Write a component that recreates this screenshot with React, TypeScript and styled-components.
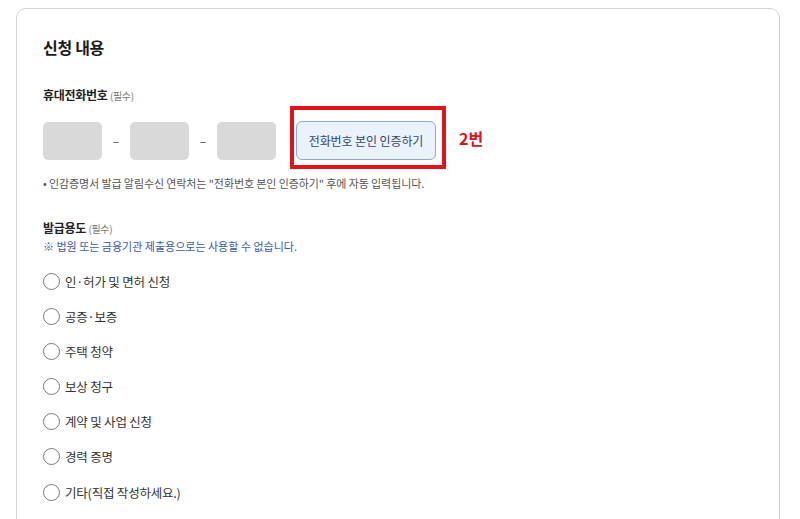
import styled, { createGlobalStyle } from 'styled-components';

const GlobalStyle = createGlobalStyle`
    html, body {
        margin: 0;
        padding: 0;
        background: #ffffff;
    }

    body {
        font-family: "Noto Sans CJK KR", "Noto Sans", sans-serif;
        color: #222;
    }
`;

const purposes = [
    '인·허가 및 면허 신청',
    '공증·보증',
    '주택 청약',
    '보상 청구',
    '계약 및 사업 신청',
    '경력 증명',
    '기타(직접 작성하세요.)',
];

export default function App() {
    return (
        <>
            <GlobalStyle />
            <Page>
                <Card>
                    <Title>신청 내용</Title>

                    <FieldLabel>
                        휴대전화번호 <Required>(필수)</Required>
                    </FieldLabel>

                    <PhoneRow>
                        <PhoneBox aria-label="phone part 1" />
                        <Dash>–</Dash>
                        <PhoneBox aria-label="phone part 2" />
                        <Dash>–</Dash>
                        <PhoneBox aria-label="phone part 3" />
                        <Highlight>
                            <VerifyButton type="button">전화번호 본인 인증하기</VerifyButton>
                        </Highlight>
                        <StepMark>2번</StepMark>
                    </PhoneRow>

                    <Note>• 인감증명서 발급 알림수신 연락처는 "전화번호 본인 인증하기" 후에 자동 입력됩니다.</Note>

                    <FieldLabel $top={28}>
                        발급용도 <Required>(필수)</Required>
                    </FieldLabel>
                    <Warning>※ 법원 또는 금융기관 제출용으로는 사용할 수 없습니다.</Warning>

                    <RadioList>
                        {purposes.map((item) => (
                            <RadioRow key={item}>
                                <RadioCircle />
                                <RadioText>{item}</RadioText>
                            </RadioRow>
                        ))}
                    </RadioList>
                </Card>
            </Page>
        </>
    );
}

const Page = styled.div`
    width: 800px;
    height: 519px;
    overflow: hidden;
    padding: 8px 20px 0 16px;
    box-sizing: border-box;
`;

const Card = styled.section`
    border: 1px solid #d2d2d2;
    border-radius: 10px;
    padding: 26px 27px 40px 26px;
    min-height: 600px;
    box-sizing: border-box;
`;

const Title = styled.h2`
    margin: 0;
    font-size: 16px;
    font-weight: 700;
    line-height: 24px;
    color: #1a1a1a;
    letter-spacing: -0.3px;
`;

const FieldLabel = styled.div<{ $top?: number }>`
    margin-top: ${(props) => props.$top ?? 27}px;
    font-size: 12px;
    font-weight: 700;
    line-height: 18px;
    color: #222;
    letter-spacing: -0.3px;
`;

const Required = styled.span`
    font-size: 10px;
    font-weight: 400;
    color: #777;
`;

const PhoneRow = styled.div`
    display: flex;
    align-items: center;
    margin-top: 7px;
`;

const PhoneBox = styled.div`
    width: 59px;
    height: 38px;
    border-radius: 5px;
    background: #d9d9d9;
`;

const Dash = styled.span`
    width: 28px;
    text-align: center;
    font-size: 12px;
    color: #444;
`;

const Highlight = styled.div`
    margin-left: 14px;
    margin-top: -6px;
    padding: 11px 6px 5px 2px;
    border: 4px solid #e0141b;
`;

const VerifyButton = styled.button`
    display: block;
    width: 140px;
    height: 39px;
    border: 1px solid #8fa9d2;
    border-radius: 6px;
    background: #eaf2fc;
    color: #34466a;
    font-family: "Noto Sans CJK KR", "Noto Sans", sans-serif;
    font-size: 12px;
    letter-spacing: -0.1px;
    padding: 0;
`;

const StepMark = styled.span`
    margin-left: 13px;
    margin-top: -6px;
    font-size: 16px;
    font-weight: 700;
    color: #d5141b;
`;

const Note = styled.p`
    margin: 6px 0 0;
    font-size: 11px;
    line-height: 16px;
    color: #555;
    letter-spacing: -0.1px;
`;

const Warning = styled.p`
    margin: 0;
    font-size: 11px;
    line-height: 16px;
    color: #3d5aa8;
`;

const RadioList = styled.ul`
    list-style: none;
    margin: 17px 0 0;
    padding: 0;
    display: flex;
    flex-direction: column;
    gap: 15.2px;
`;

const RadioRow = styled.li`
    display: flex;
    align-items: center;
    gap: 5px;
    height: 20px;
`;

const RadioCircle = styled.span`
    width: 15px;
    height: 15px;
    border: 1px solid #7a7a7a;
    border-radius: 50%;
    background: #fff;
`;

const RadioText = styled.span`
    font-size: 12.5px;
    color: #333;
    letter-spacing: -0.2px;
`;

---

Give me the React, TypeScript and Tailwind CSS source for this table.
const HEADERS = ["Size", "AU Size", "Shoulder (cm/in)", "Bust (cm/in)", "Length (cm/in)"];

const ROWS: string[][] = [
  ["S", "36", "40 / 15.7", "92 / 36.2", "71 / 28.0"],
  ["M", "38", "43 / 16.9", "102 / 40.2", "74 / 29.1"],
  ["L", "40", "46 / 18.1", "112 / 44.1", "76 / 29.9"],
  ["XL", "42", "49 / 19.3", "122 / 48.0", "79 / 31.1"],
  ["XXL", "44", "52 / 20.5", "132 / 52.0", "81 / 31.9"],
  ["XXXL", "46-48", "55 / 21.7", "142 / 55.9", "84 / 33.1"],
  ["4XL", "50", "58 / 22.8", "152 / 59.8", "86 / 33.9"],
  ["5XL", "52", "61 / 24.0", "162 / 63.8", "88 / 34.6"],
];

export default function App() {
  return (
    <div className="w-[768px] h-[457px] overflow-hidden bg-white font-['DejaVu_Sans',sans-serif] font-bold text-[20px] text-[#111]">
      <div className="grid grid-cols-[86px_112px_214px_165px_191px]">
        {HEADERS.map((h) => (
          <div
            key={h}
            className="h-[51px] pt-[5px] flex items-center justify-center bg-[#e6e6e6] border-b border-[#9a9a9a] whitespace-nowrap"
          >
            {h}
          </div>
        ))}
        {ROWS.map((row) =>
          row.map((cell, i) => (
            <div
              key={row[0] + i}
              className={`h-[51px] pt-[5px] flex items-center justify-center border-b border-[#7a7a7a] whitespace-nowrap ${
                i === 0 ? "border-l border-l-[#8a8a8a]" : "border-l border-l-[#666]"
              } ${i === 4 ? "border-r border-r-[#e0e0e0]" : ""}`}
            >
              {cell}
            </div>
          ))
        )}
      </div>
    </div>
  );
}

WRITTEN TASK →
What is the number of lines holding the word "this"? State it alone.

TASK RESULT →
2